A 5e UU paladin would probably be oath of devotion or ancients with the following tenets: >Treat everyone you meet with a basic level of respect and dignity. >Defend yourself and others with justice and compassion, do not attack out of hatred or spite. >Respect other interpretations of the divine. Do not become dogmatic or narrow-minded. >Lead by example. Do not proselytize or convert others by force. >Listen to your conscience and consider consequences before acting, encourage others to do the same. >Encourage democracy and discourage authoritarianism.
>>45275662 >>45275630 >>45275571 Peasants, please. You all know the true knight: Dragonslayer, royal guard, captain of the knights, last of his kind, ready to die while guarding an illusion just to act as a trial, honoring his fallen companions, even if they are cannibalistic trash...
We all can learn lessons of chivalry and duty from Ornstein
>>45275765 Artorias went alone into the abyss to stop the corruption. Sacrifices his shield to save Sif. Even when under so much corruption he tries to warn us to stay away. Havel served the gods for a long time until he realized of their lies and tried to bring them to justice. Also pic related, chivalry and duty aren't always the best ways to go
Not really, it's how any "Lawful Neutral" paladin should work.

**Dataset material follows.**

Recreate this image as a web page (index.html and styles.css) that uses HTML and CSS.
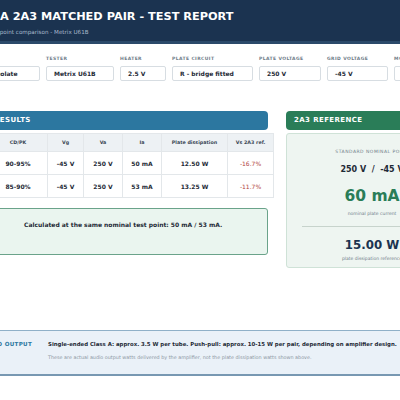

>The true heresy is your divisions! >Too long have the temples feuded, their warriors slaying each other over minutae and meaningless principles >Each temple in this way letting the chaos into your hearths and hearts! >I say NO MORE! >Today, I Unitus, Factol of The Order of Lawful Organisations, bring to thee a simple summons: >Come fight under our banner against the Chaos! >Worship seperately, but fight united! >But fight seperately, and die to the chaos you unwittingly serve! >BRETHREN UNDER GODS! TO ARMS!